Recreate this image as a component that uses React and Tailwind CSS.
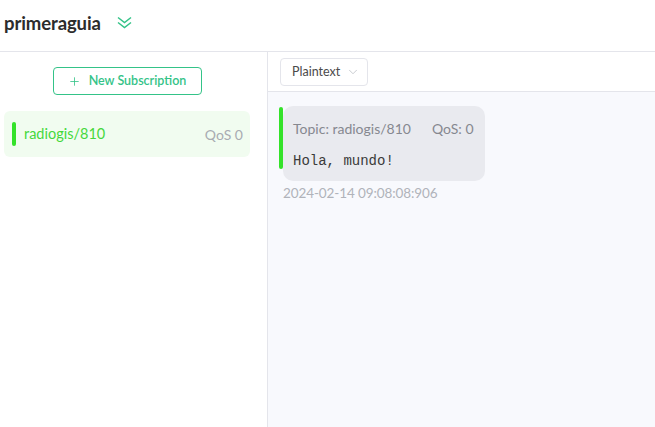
import { Plus, ChevronDown } from "lucide-react";

export default function App() {
  return (
    <div
      className="h-[427px] w-[655px] overflow-hidden bg-white flex flex-col"
      style={{ fontFamily: "Lato, 'Noto Sans', sans-serif" }}
    >
      {/* header */}
      <div className="h-[52px] shrink-0 border-b border-[#e4e5eb] flex items-center pl-[4px] pb-[3px]">
        <h1 className="text-[18.5px] font-bold text-[#2c2c2c] tracking-[-0.1px]">primeraguia</h1>
        <svg className="ml-[16px] -mt-[4px]" width="15" height="13" viewBox="0 0 15 13" fill="none" stroke="#34c388" strokeWidth="1.5">
          <path d="M1 1.5 L7.5 6.5 L14 1.5" />
          <path d="M1 6.5 L7.5 11.5 L14 6.5" />
        </svg>
      </div>

      <div className="flex flex-1 min-h-0">
        {/* subscriptions */}
        <div className="w-[268px] shrink-0 border-r border-[#e4e5eb] flex flex-col">
          <div className="flex justify-center pt-[15px] pr-[13px]">
            <button className="h-[28px] w-[149px] border border-[#34c388] rounded-[4px] flex items-center justify-center gap-[8px] pt-[1px] text-[12.5px] font-semibold text-[#34c388]">
              <Plus className="w-[13px] h-[13px]" strokeWidth={1.5} />
              New Subscription
            </button>
          </div>
          <div className="mt-[16px] ml-[4px] w-[246px] h-[46px] rounded-[6px] bg-[#f1fcf0] flex items-center pl-[8px] pr-[7px]">
            <div className="w-[4px] h-[24px] rounded-[2px] bg-[#34e22a]" />
            <span className="ml-[8px] text-[14.5px] text-[#45d83c]">radiogis/810</span>
            <span className="ml-auto text-[14px] text-[#a8abb2]">QoS 0</span>
          </div>
        </div>

        {/* messages */}
        <div className="flex-1 flex flex-col bg-[#f8f9fd]">
          <div className="h-[40px] shrink-0 bg-white border-b border-[#e4e5eb] flex items-center pl-[12px]">
            <div className="h-[28px] w-[88px] border border-[#e4e5eb] rounded-[4px] flex items-center pl-[11px] pt-[2px] gap-[6px] text-[12.5px] text-[#4a4a4a]">
              Plaintext
              <ChevronDown className="w-[14px] h-[14px] text-[#b8bbc2] -mt-[2px]" strokeWidth={1.3} />
            </div>
          </div>
          <div className="pl-[11px] pt-[14px]">
            <div className="flex">
              <div className="w-[4px] h-[62px] mt-[1px] rounded-[2px] bg-[#34e22a]" />
              <div className="w-[202px] h-[75px] rounded-[10px] bg-[#e9eaef] pl-[10px] pt-[12px]">
                <div className="text-[14px] text-[#86888f] flex">
                  <span>Topic: radiogis/810</span>
                  <span className="ml-[21px]">QoS: 0</span>
                </div>
                <div
                  className="mt-[12px] text-[14px] text-[#3a3a3a]"
                  style={{ fontFamily: "'Liberation Mono', monospace" }}
                >
                  Hola, mundo!
                </div>
              </div>
            </div>
            <div className="ml-[4px] mt-[2px] text-[13.5px] tracking-[-0.1px] text-[#b0b3ba]">2024-02-14 09:08:08:906</div>
          </div>
        </div>
      </div>
    </div>
  );
}
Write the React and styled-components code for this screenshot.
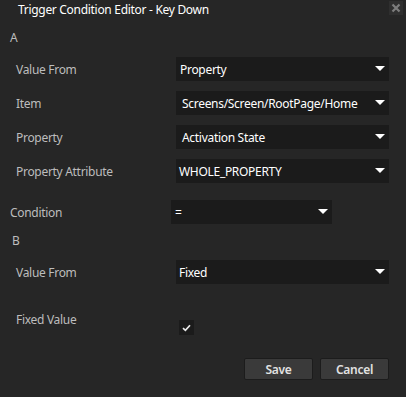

* Objective
Exclude all images and restate the records above word for word.

* The response
Recreate this image as a component that uses React and Tailwind CSS.
import { Plus, ChevronDown } from "lucide-react";

export default function App() {
  return (
    <div
      className="h-[427px] w-[655px] overflow-hidden bg-white flex flex-col"
      style={{ fontFamily: "Lato, 'Noto Sans', sans-serif" }}
    >
      {/* header */}
      <div className="h-[52px] shrink-0 border-b border-[#e4e5eb] flex items-center pl-[4px] pb-[3px]">
        <h1 className="text-[18.5px] font-bold text-[#2c2c2c] tracking-[-0.1px]">primeraguia</h1>
        <svg className="ml-[16px] -mt-[4px]" width="15" height="13" viewBox="0 0 15 13" fill="none" stroke="#34c388" strokeWidth="1.5">
          <path d="M1 1.5 L7.5 6.5 L14 1.5" />
          <path d="M1 6.5 L7.5 11.5 L14 6.5" />
        </svg>
      </div>

      <div className="flex flex-1 min-h-0">
        {/* subscriptions */}
        <div className="w-[268px] shrink-0 border-r border-[#e4e5eb] flex flex-col">
          <div className="flex justify-center pt-[15px] pr-[13px]">
            <button className="h-[28px] w-[149px] border border-[#34c388] rounded-[4px] flex items-center justify-center gap-[8px] pt-[1px] text-[12.5px] font-semibold text-[#34c388]">
              <Plus className="w-[13px] h-[13px]" strokeWidth={1.5} />
              New Subscription
            </button>
          </div>
          <div className="mt-[16px] ml-[4px] w-[246px] h-[46px] rounded-[6px] bg-[#f1fcf0] flex items-center pl-[8px] pr-[7px]">
            <div className="w-[4px] h-[24px] rounded-[2px] bg-[#34e22a]" />
            <span className="ml-[8px] text-[14.5px] text-[#45d83c]">radiogis/810</span>
            <span className="ml-auto text-[14px] text-[#a8abb2]">QoS 0</span>
          </div>
        </div>

        {/* messages */}
        <div className="flex-1 flex flex-col bg-[#f8f9fd]">
          <div className="h-[40px] shrink-0 bg-white border-b border-[#e4e5eb] flex items-center pl-[12px]">
            <div className="h-[28px] w-[88px] border border-[#e4e5eb] rounded-[4px] flex items-center pl-[11px] pt-[2px] gap-[6px] text-[12.5px] text-[#4a4a4a]">
              Plaintext
              <ChevronDown className="w-[14px] h-[14px] text-[#b8bbc2] -mt-[2px]" strokeWidth={1.3} />
            </div>
          </div>
          <div className="pl-[11px] pt-[14px]">
            <div className="flex">
              <div className="w-[4px] h-[62px] mt-[1px] rounded-[2px] bg-[#34e22a]" />
              <div className="w-[202px] h-[75px] rounded-[10px] bg-[#e9eaef] pl-[10px] pt-[12px]">
                <div className="text-[14px] text-[#86888f] flex">
                  <span>Topic: radiogis/810</span>
                  <span className="ml-[21px]">QoS: 0</span>
                </div>
                <div
                  className="mt-[12px] text-[14px] text-[#3a3a3a]"
                  style={{ fontFamily: "'Liberation Mono', monospace" }}
                >
                  Hola, mundo!
                </div>
              </div>
            </div>
            <div className="ml-[4px] mt-[2px] text-[13.5px] tracking-[-0.1px] text-[#b0b3ba]">2024-02-14 09:08:08:906</div>
          </div>
        </div>
      </div>
    </div>
  );
}
Write the React and styled-components code for this screenshot.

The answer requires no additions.